### AIM
Gather, from the data below, each line in which the word "screenshot" occurs.
========
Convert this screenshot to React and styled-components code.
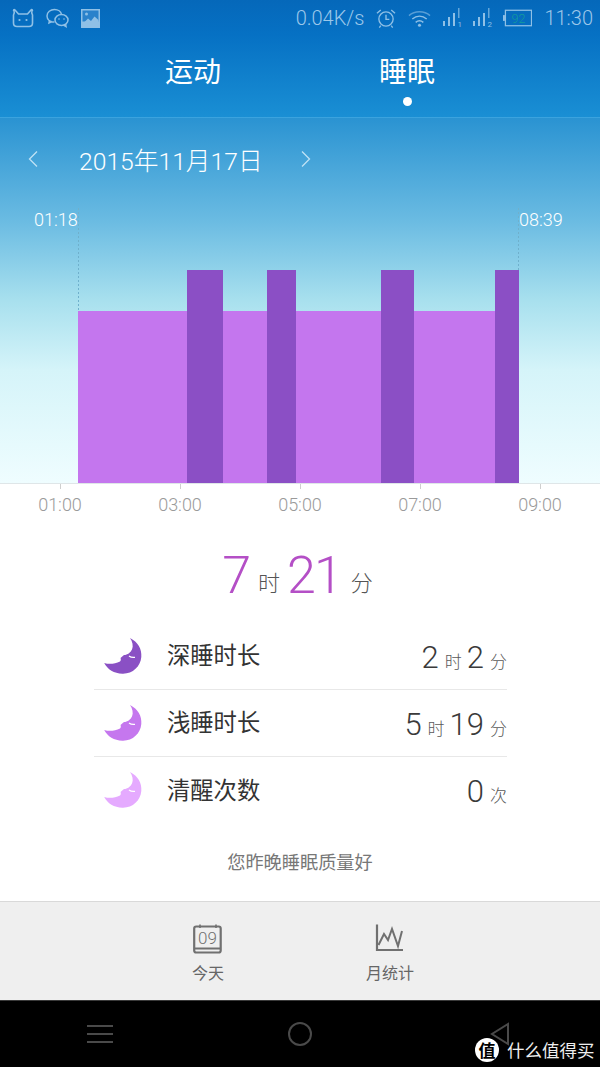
import styled, { createGlobalStyle } from "styled-components";

const GlobalStyle = createGlobalStyle`
  html, body {
    margin: 0;
    padding: 0;
    background: #fff;
  }
  * {
    box-sizing: border-box;
  }
  body {
    font-family: Roboto, "Noto Sans CJK SC", sans-serif;
  }
`;

const Page = styled.div`
  position: relative;
  width: 600px;
  height: 1067px;
  overflow: hidden;
  display: flex;
  flex-direction: column;
  background: #fff;
`;

const TopBlue = styled.div`
  height: 118px;
  flex: none;
  background: linear-gradient(#0568ba 0%, #0671c4 30%, #1a8fd4 100%);
  border-bottom: 1px solid #3ba3de;
  display: flex;
  flex-direction: column;
`;

const StatusBar = styled.div`
  height: 38px;
  display: flex;
  align-items: center;
  justify-content: space-between;
  padding: 0 7px 2px 12px;
  color: #8fc0e6;
`;

const StatusGroup = styled.div`
  display: flex;
  align-items: center;
  gap: ${(p) => p.$gap || 10}px;
`;

const StatusText = styled.span`
  font-size: 20px;
  font-weight: 300;
  color: #9cc7ea;
`;

const Tabs = styled.div`
  flex: 1;
  display: flex;
  padding-left: 86px;
`;

const Tab = styled.div`
  width: 214px;
  height: 100%;
  position: relative;
  padding-top: 13px;
  text-align: center;
  color: #fff;
  font-size: 28px;
  line-height: 38px;
  font-family: "Noto Sans CJK SC", sans-serif;
`;

const Dot = styled.span`
  position: absolute;
  left: 50%;
  top: 59px;
  width: 9px;
  height: 9px;
  margin-left: -4px;
  border-radius: 50%;
  background: #fff;
`;

const Sky = styled.div`
  height: 365px;
  flex: none;
  background: linear-gradient(#2a93d2 0%, #6abbe2 28%, #a8e0ee 50%, #d5f4f9 69%, #effdff 100%);
  display: flex;
  flex-direction: column;
`;

const DateRow = styled.div`
  height: 86px;
  display: flex;
  align-items: center;
  padding: 0 0 4px 27px;
  color: #fff;
`;

const DateText = styled.div`
  width: 183px;
  margin: 0 38px 0 40px;
  font-size: 24.7px;
  font-weight: 300;
  white-space: nowrap;
  text-align: center;
`;

const Chart = styled.div`
  flex: 1;
  position: relative;
`;

const ChartSvg = styled.svg`
  display: block;
  width: 600px;
  height: 279px;
`;

const TimeLabel = styled.span`
  position: absolute;
  top: 6px;
  left: ${(p) => p.$left}px;
  color: #fff;
  font-size: 18px;
  font-weight: 300;
  line-height: 20px;
`;

const Axis = styled.div`
  height: 42px;
  flex: none;
  display: flex;
  border-top: 1px solid #dfe6e8;
`;

const AxisTick = styled.div`
  width: 120px;
  display: flex;
  flex-direction: column;
  align-items: center;
  color: #9a9a9a;
  font-size: 18px;
  font-weight: 300;
  &::before {
    content: "";
    width: 1px;
    height: 5px;
    background: #cfcfcf;
    margin-bottom: 5px;
  }
`;

const Total = styled.div`
  height: 106px;
  flex: none;
  display: flex;
  align-items: baseline;
  justify-content: center;
  padding: 16px 5px 0 0;
  font-weight: 300;
`;

const TotalNum = styled.span`
  color: #b44fc6;
  font-size: 52px;
  line-height: 70px;
  font-weight: 300;
  letter-spacing: -2px;
`;

const TotalUnit = styled.span`
  color: #555;
  font-size: 22px;
  margin: 0 ${(p) => (p.$last ? 0 : 7)}px 0 ${(p) => (p.$last ? 10 : 9)}px;
  transform: translateY(-2px);
  font-family: "Noto Sans CJK SC", sans-serif;
  font-weight: 300;
`;

const Rows = styled.div`
  width: 413px;
  margin: -8px 0 0 94px;
  flex: none;
`;

const Row = styled.div`
  height: 67px;
  display: flex;
  align-items: center;
  padding: 0 0 0 10px;
  border-bottom: ${(p) => (p.$last ? "none" : "1px solid #e8e8e8")};
`;

const RowLabel = styled.div`
  margin-left: 25px;
  padding-bottom: 4px;
  flex: 1;
  font-family: "Noto Sans CJK SC", sans-serif;
  font-size: 23.3px;
  color: #333;
`;

const RowValue = styled.div`
  display: flex;
  align-items: baseline;
  color: #3a3a3a;
  padding-top: 2px;
`;

const ValueNum = styled.span`
  font-size: 31px;
  font-weight: 300;
  margin-left: ${(p) => (p.$tight ? 5 : 0)}px;
`;

const ValueUnit = styled.span`
  font-size: 17px;
  margin-left: 6px;
  color: #5a5a5a;
  font-family: "Noto Sans CJK SC", sans-serif;
  font-weight: 300;
`;

const Quality = styled.div`
  height: 77px;
  flex: none;
  padding-top: 24px;
  text-align: center;
  color: #777;
  font-size: 18.2px;
  font-family: "Noto Sans CJK SC", sans-serif;
`;

const Footer = styled.div`
  height: 99px;
  flex: none;
  background: #efefef;
  border-top: 1px solid #d9d9d9;
  display: flex;
  padding-left: 117px;
`;

const FooterItem = styled.div`
  width: 182px;
  display: flex;
  flex-direction: column;
  align-items: center;
  padding-top: 22px;
  color: #666;
  font-size: 16px;
  font-family: "Noto Sans CJK SC", sans-serif;
`;

const FooterLabel = styled.span`
  margin-top: 8px;
  line-height: 20px;
`;

const NavBar = styled.div`
  flex: 1;
  background: #000;
  border-top: 1px solid #3a3a3a;
  display: grid;
  grid-template-columns: 1fr 1fr 1fr;
  align-items: center;
  justify-items: center;
`;

const Watermark = styled.div`
  position: absolute;
  left: 475px;
  top: 1037px;
  display: flex;
  align-items: center;
  gap: 8px;
  color: #eee;
  font-size: 17.5px;
  font-family: "Noto Sans CJK SC", sans-serif;
`;

const WatermarkBadge = styled.span`
  width: 24px;
  height: 24px;
  border-radius: 50%;
  background: #fff;
  color: #000;
  font-size: 17px;
  font-weight: 700;
  line-height: 24px;
  text-align: center;
`;

const Chevron = ({ left }) => (
  <svg width="12" height="18" viewBox="0 0 12 18" fill="none" stroke="#bfe2f5" strokeWidth="1.3">
    <path d={left ? "M10 1.5 L2.5 9 L10 16.5" : "M2 1.5 L9.5 9 L2 16.5"} />
  </svg>
);

const Moon = ({ color }) => (
  <svg width="38" height="37" viewBox="0 0 38 37">
    <path
      d="M26 0 C34 4 38 11 37.3 19 C36.5 28.5 28.5 36 18.5 35.7 C10 35.4 3.5 31.5 0.2 25 C5 26.5 11 26 16 23.5 C17 22.5 17 21 16.5 20 L20 17 C23.5 17 26.5 14.500 28 11.500 C29.500 8 28.500 3.500 26 0 Z"
      fill={color}
    />
    <path d="M25 18 C27 19.500 29 19.600 31 19.300" stroke="#fff" strokeWidth="1.200" fill="none" />
  </svg>
);

const CalendarIcon = () => (
  <svg width="30" height="30" viewBox="0 0 30 30">
    <path d="M7 0.5 V4 M23 0.5 V4" stroke="#707070" strokeWidth="1.6" />
    <rect x="1.2" y="2.5" width="26.5" height="26" rx="2" fill="none" stroke="#707070" strokeWidth="2.2" />
    <path d="M1.2 24.5 H27.7" stroke="#707070" strokeWidth="2" />
    <text x="14.5" y="20" fontSize="17" fontFamily="Roboto, sans-serif" fontWeight="300" textAnchor="middle" fill="#707070">
      09
    </text>
  </svg>
);

const TrendIcon = () => (
  <svg width="30" height="30" viewBox="0 0 30 30" fill="none" stroke="#707070">
    <path d="M2 0.5 V26 H28" strokeWidth="2.2" />
    <path d="M3.500 21 L9 10 L13 16 L17 5 L23 22 L27 7" strokeWidth="2" />
  </svg>
);

const StatusIcons = () => (
  <StatusGroup $gap={12}>
    <svg width="22" height="20" viewBox="0 0 22 20" fill="none" stroke="#8fc0e6" strokeWidth="1.6">
      <path d="M6.500 6 L3 2 C2 1 1 2 2 3 C2.500 4 2.500 5 1.500 7 V15 C1.500 17 3 18.500 5 18.500 H17 C19 18.500 20.500 17 20.500 15 V7 C19.500 5 19.500 4 20 3 C21 2 20 1 19 2 L15.500 6 Z" />
      <circle cx="7.500" cy="12" r="1.100" fill="#8fc0e6" stroke="none" />
      <circle cx="14.500" cy="12" r="1.100" fill="#8fc0e6" stroke="none" />
    </svg>
    <svg width="23" height="20" viewBox="0 0 23 20" fill="none" stroke="#8fc0e6" strokeWidth="1.5">
      <path d="M8.500 14 C4 14 1 11.500 1 8 C1 4 4.500 1.500 8.500 1.500 C12 1.500 15 3.500 15.500 6.500 M3.500 12 L3 15 L6 13.500" />
      <ellipse cx="15.500" cy="12" rx="6.500" ry="5.500" />
      <path d="M19.500 16 L20 18.500 L17.500 17" />
      <circle cx="13" cy="11" r=".8" fill="#8fc0e6" stroke="none" />
      <circle cx="18" cy="11" r=".8" fill="#8fc0e6" stroke="none" />
    </svg>
    <svg width="19" height="19" viewBox="0 0 19 19">
      <rect width="19" height="19" fill="#8fc0e6" />
      <rect x="1.500" y="1.500" width="16" height="11" fill="#2a82cb" />
      <circle cx="5.500" cy="5" r="1.500" fill="#8fc0e6" />
      <path d="M1.500 15 L7 9.500 L10 12 L13.500 7.500 L17.500 11 V14 H1.500 Z" fill="#8fc0e6" />
    </svg>
  </StatusGroup>
);

const Signal = ({ sim }) => (
  <svg width="20" height="20" viewBox="0 0 20 20" fill="#8fc0e6">
    <rect x="0" y="13" width="2" height="5" />
    <rect x="5" y="9" width="2" height="9" />
    <rect x="10" y="5" width="2" height="13" />
    <rect x="15" y="0" width="1.500" height="10" opacity="0.7" />
    <text x="14.500" y="19" fontSize="8" fontFamily="Roboto, sans-serif">{sim}</text>
  </svg>
);

const bars = [
  [187, 36],
  [267, 29],
  [381, 33],
  [495, 24],
];
const ticks = ["01:00", "03:00", "05:00", "07:00", "09:00"];

const rows = [
  { label: "深睡时长", color: "#8a50c4", hours: "2", mins: "2" },
  { label: "浅睡时长", color: "#c577ee", hours: "5", mins: "19" },
  { label: "清醒次数", color: "#e5aaff", count: "0", last: true },
];

export default function App() {
  return (
    <Page>
      <GlobalStyle />
      <TopBlue>
        <StatusBar>
          <StatusIcons />
          <StatusGroup $gap={12}>
            <StatusText>0.04K/s</StatusText>
            <svg width="20" height="21" viewBox="0 0 21 21" fill="none" stroke="#8fc0e6" strokeWidth="1.4">
              <circle cx="10.500" cy="11" r="7.500" />
              <path d="M10.500 6.500 V11.500 H14 M1 5 L5 1.500 M20 5 L16 1.500 M5 18 L3.500 20 M16 18 L17.500 20" />
            </svg>
            <svg width="23" height="19" viewBox="0 0 24 19" fill="none" stroke="#8fc0e6" strokeWidth="1.500">
              <path d="M1 6.500 C7 1 17 1 23 6.500" opacity="0.6" />
              <path d="M4.500 10 C9 6 15 6 19.500 10" />
              <path d="M8 13.500 C10.500 11.500 13.500 11.500 16 13.500" />
              <circle cx="12" cy="16.500" r="1.600" fill="#8fc0e6" stroke="none" />
            </svg>
            <StatusGroup $gap={10}>
              <Signal sim="1" />
              <Signal sim="2" />
              <svg width="29" height="18" viewBox="0 0 30 18" fill="none">
                <rect x="2.500" y="1" width="27" height="16" stroke="#8fc0e6" strokeWidth="1.300" />
                <rect x="0" y="6" width="2" height="6" fill="#8fc0e6" />
                <text x="16" y="14" fontSize="13" fontFamily="Roboto, sans-serif" fontWeight="300" textAnchor="middle" fill="#129c9c">
                  92
                </text>
              </svg>
            </StatusGroup>
            <StatusText>11:30</StatusText>
          </StatusGroup>
        </StatusBar>
        <Tabs>
          <Tab>运动</Tab>
          <Tab>
            睡眠
            <Dot />
          </Tab>
        </Tabs>
      </TopBlue>
      <Sky>
        <DateRow>
          <Chevron left />
          <DateText>2015年11月17日</DateText>
          <Chevron />
        </DateRow>
        <Chart>
          <ChartSvg viewBox="0 0 600 279">
            <path d="M78.500 4 V107 M518.500 4 V66" stroke="#6fb0cc" strokeDasharray="2 2" />
            <rect x="78" y="107" width="441" height="172" fill="#c476ee" />
            {bars.map(([x, w]) => (
              <rect key={x} x={x} y="66" width={w} height="213" fill="#8b4fc5" />
            ))}
          </ChartSvg>
          <TimeLabel $left={34}>01:18</TimeLabel>
          <TimeLabel $left={519}>08:39</TimeLabel>
        </Chart>
      </Sky>
      <Axis>
        {ticks.map((t) => (
          <AxisTick key={t}>{t}</AxisTick>
        ))}
      </Axis>
      <Total>
        <TotalNum>7</TotalNum>
        <TotalUnit>时</TotalUnit>
        <TotalNum>21</TotalNum>
        <TotalUnit $last>分</TotalUnit>
      </Total>
      <Rows>
        {rows.map((r) => (
          <Row key={r.label} $last={r.last}>
            <Moon color={r.color} />
            <RowLabel>{r.label}</RowLabel>
            <RowValue>
              {r.last ? (
                <>
                  <ValueNum>{r.count}</ValueNum>
                  <ValueUnit>次</ValueUnit>
                </>
              ) : (
                <>
                  <ValueNum>{r.hours}</ValueNum>
                  <ValueUnit>时</ValueUnit>
                  <ValueNum $tight>{r.mins}</ValueNum>
                  <ValueUnit>分</ValueUnit>
                </>
              )}
            </RowValue>
          </Row>
        ))}
      </Rows>
      <Quality>您昨晚睡眠质量好</Quality>
      <Footer>
        <FooterItem>
          <CalendarIcon />
          <FooterLabel>今天</FooterLabel>
        </FooterItem>
        <FooterItem>
          <TrendIcon />
          <FooterLabel>月统计</FooterLabel>
        </FooterItem>
      </Footer>
      <NavBar>
        <svg width="26" height="20" viewBox="0 0 26 20" stroke="#4a4a4a" strokeWidth="2">
          <path d="M0 2 H26 M0 10 H26 M0 18 H26" />
        </svg>
        <svg width="24" height="24" viewBox="0 0 24 24" fill="none" stroke="#4a4a4a" strokeWidth="2">
          <circle cx="12" cy="12" r="11" />
        </svg>
        <svg width="20" height="24" viewBox="0 0 20 24" fill="none" stroke="#4a4a4a" strokeWidth="2">
          <path d="M18 2 V22 L2 12 Z" />
        </svg>
      </NavBar>
      <Watermark>
        <WatermarkBadge>值</WatermarkBadge>
        什么值得买
      </Watermark>
    </Page>
  );
}
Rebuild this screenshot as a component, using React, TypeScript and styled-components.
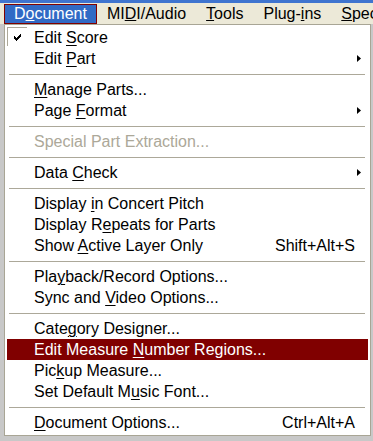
import styled, { createGlobalStyle } from "styled-components"

const GlobalStyle = createGlobalStyle`
  body {
    margin: 0;
    background: #c8c8c8;
    font-family: "Liberation Sans", Arial, sans-serif;
  }
`

const Screen = styled.div`
  width: 373px;
  height: 441px;
  overflow: hidden;
  background: #c8c8c8;
  font-size: 16px;
`

const TitleStrip = styled.div`
  height: 3px;
  background: #3f74cf;
`

const MenuBar = styled.div`
  display: flex;
  align-items: flex-start;
  height: 21px;
  box-sizing: border-box;
  padding: 1px 0 0 4px;
  background: #ece9d8;
  white-space: nowrap;
`

const BarItem = styled.div<{ $active?: boolean }>`
  height: 20px;
  box-sizing: border-box;
  padding: 0 9px;
  line-height: 18px;
  border: 1px solid ${(p) => (p.$active ? "#800000" : "transparent")};
  background: ${(p) => (p.$active ? "#316ac5" : "transparent")};
  color: ${(p) => (p.$active ? "#ffffff" : "#000000")};
`

const Desk = styled.div`
  display: flex;
  padding-left: 4px;
`

const Menu = styled.div`
  width: 367px;
  box-sizing: border-box;
  border: 1px solid #a8a595;
  background: #ffffff;
  padding: 2px;
`

const Item = styled.div<{ $highlight?: boolean; $disabled?: boolean }>`
  position: relative;
  display: grid;
  grid-template-columns: 27px 1fr auto 13px;
  align-items: center;
  height: 21px;
  line-height: 21px;
  white-space: nowrap;
  background: ${(p) => (p.$highlight ? "#800000" : "transparent")};
  color: ${(p) => (p.$highlight ? "#ffffff" : p.$disabled ? "#aca899" : "#000000")};

  u {
    text-underline-offset: 2px;
    text-decoration-thickness: 1px;
  }
`

const CheckCell = styled.div<{ $checked?: boolean }>`
  align-self: stretch;
  display: flex;
  align-items: center;
  justify-content: center;
  box-sizing: border-box;
  width: 20px;
  border-top: 1px solid ${(p) => (p.$checked ? "#aca899" : "transparent")};
  border-left: 1px solid ${(p) => (p.$checked ? "#aca899" : "transparent")};
  margin-bottom: 2px;
`

const Label = styled.span``

const Shortcut = styled.span``

const ArrowCell = styled.div`
  display: flex;
  align-items: center;
  padding-left: 2px;
`

const Separator = styled.div`
  height: 10px;
  display: flex;
  align-items: center;
  padding: 0 3px 0 2px;

  &::after {
    content: "";
    flex: 1;
    height: 1px;
    background: #aca899;
  }
`

type Entry =
  | { sep: true }
  | {
      sep?: false
      pre: string
      key: string
      post: string
      shortcut?: string
      sub?: boolean
      checked?: boolean
      disabled?: boolean
      highlight?: boolean
    }

const ENTRIES: Entry[] = [
  { pre: "Edit ", key: "S", post: "core", checked: true },
  { pre: "Edit ", key: "P", post: "art", sub: true },
  { sep: true },
  { pre: "", key: "M", post: "anage Parts..." },
  { pre: "Page ", key: "F", post: "ormat", sub: true },
  { sep: true },
  { pre: "Special Part Extraction...", key: "", post: "", disabled: true },
  { sep: true },
  { pre: "Data ", key: "C", post: "heck", sub: true },
  { sep: true },
  { pre: "Display ", key: "i", post: "n Concert Pitch" },
  { pre: "Display R", key: "e", post: "peats for Parts" },
  { pre: "Show ", key: "A", post: "ctive Layer Only", shortcut: "Shift+Alt+S" },
  { sep: true },
  { pre: "Pla", key: "y", post: "back/Record Options..." },
  { pre: "Sync and ", key: "V", post: "ideo Options..." },
  { sep: true },
  { pre: "Cate", key: "g", post: "ory Designer..." },
  { pre: "Edit Measure ", key: "N", post: "umber Regions...", highlight: true },
  { pre: "Pic", key: "k", post: "up Measure..." },
  { pre: "Set Default M", key: "u", post: "sic Font..." },
  { sep: true },
  { pre: "", key: "D", post: "ocument Options...", shortcut: "Ctrl+Alt+A" },
]

const BAR: { pre: string; key: string; post: string }[] = [
  { pre: "D", key: "o", post: "cument" },
  { pre: "MI", key: "D", post: "I/Audio" },
  { pre: "", key: "T", post: "ools" },
  { pre: "Plug-", key: "i", post: "ns" },
  { pre: "", key: "S", post: "pecial Tools" },
]

function CheckMark() {
  return (
    <svg width="7" height="7" viewBox="0 0 7 7">
      <path d="M0 2h1v1h1v1h1V3h1V2h1V1h1V0h1v3H6v1H5v1H4v1H3v1H2V6H1V5H0z" fill="#000" />
    </svg>
  )
}

function SubArrow({ color }: { color: string }) {
  return (
    <svg width="4" height="7" viewBox="0 0 4 7">
      <polygon points="0,0 4,3.5 0,7" fill={color} />
    </svg>
  )
}

export default function App() {
  return (
    <Screen>
      <GlobalStyle />
      <TitleStrip />
      <MenuBar>
        {BAR.map((b, i) => (
          <BarItem key={i} $active={i === 0}>
            {b.pre}
            <u>{b.key}</u>
            {b.post}
          </BarItem>
        ))}
      </MenuBar>
      <Desk>
        <Menu>
          {ENTRIES.map((e, i) =>
            e.sep ? (
              <Separator key={i} />
            ) : (
              <Item key={i} $highlight={e.highlight} $disabled={e.disabled}>
                <CheckCell $checked={e.checked}>{e.checked && <CheckMark />}</CheckCell>
                <Label>
                  {e.pre}
                  {e.key && <u>{e.key}</u>}
                  {e.post}
                </Label>
                <Shortcut>{e.shortcut}</Shortcut>
                <ArrowCell>{e.sub && <SubArrow color={e.highlight ? "#fff" : "#000"} />}</ArrowCell>
              </Item>
            ),
          )}
        </Menu>
      </Desk>
    </Screen>
  )
}
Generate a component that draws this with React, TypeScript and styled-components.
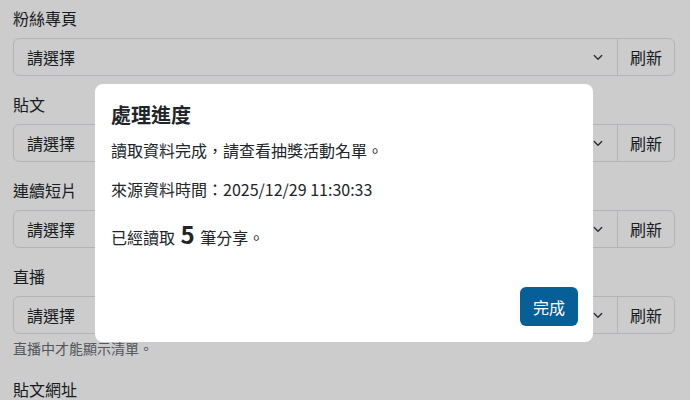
import React from "react";
import styled, { createGlobalStyle } from "styled-components";

const GlobalStyle = createGlobalStyle`
  html, body {
    margin: 0;
    padding: 0;
    background: #fff;
  }
  body {
    font-family: "Noto Sans CJK TC", "Noto Sans", sans-serif;
    color: #212529;
    font-size: 16px;
  }
`;

const Page = styled.div`
  padding: 6px 15px 0 13px;
`;

const Field = styled.div`
  margin-bottom: 16px;
`;

const Label = styled.div<{ $top?: number }>`
  font-size: 16px;
  line-height: 24px;
  margin-top: ${(p) => p.$top ?? 0}px;
  margin-bottom: 8px;
`;

const InputGroup = styled.div`
  display: flex;
  height: 38px;
`;

const Select = styled.div`
  flex: 1;
  display: flex;
  align-items: center;
  justify-content: space-between;
  padding: 0 13px 0 13px;
  border: 1px solid #dee2e6;
  border-radius: 6px 0 0 6px;
  font-size: 16px;
  background: #fff;
`;

const RefreshButton = styled.button`
  width: 58px;
  margin-left: -1px;
  border: 1px solid #dee2e6;
  border-radius: 0 6px 6px 0;
  background: #fff;
  color: #212529;
  font-family: inherit;
  font-size: 16px;
  padding: 0;
`;

const HelpText = styled.div`
  font-size: 14px;
  line-height: 21px;
  margin-top: 4px;
  color: #666d73;
  margin-bottom: -16px;
`;

const Backdrop = styled.div`
  position: fixed;
  inset: 0;
  background: rgba(0, 0, 0, 0.2);
`;

const Modal = styled.div`
  width: 498px;
  margin: 84px 0 0 95px;
  box-sizing: border-box;
  padding: 16px 15px 16px 16px;
  background: #fff;
  border-radius: 8px;
  display: flex;
  flex-direction: column;
`;

const Title = styled.h5`
  margin: 0;
  font-size: 20px;
  line-height: 30px;
  font-weight: 700;
  color: #212529;
`;

const Paragraph = styled.p<{ $top: number }>`
  margin: ${(p) => p.$top}px 0 0;
  font-size: 16px;
  line-height: 24px;
  color: #212529;
`;

const Count = styled.strong`
  font-size: 24px;
  font-weight: 700;
  margin: 0 2px;
`;

const Footer = styled.div`
  display: flex;
  justify-content: flex-end;
  margin-top: 38px;
`;

const DoneButton = styled.button`
  height: 39px;
  padding: 0 13px;
  border: none;
  border-radius: 6px;
  background: #075f98;
  color: #fff;
  font-family: inherit;
  font-size: 16px;
`;

const Chevron = () => (
  <svg width="12" height="12" viewBox="0 0 16 16">
    <path d="M3 6l5 5 5-5" fill="none" stroke="#343a40" strokeWidth="1.8" strokeLinecap="round" strokeLinejoin="round" />
  </svg>
);

const fields = ["粉絲專頁", "貼文", "連續短片", "直播"];

export default function App() {
  return (
    <>
      <GlobalStyle />
      <Page>
        {fields.map((name) => (
          <Field key={name}>
            <Label>{name}</Label>
            <InputGroup>
              <Select>
                <span>請選擇</span>
                <Chevron />
              </Select>
              <RefreshButton>刷新</RefreshButton>
            </InputGroup>
            {name === "直播" && <HelpText>直播中才能顯示清單。</HelpText>}
          </Field>
        ))}
        <Field>
          <Label $top={34}>貼文網址</Label>
        </Field>
      </Page>
      <Backdrop>
        <Modal>
          <Title>處理進度</Title>
          <Paragraph $top={8}>讀取資料完成，請查看抽獎活動名單。</Paragraph>
          <Paragraph $top={15}>來源資料時間：2025/12/29 11:30:33</Paragraph>
          <Paragraph $top={21}>
            已經讀取 <Count>5</Count> 筆分享。
          </Paragraph>
          <Footer>
            <DoneButton>完成</DoneButton>
          </Footer>
        </Modal>
      </Backdrop>
    </>
  );
}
========
### EXERCISE OUTPUT
Convert this screenshot to React and styled-components code.
Rebuild this screenshot as a component, using React, TypeScript and styled-components.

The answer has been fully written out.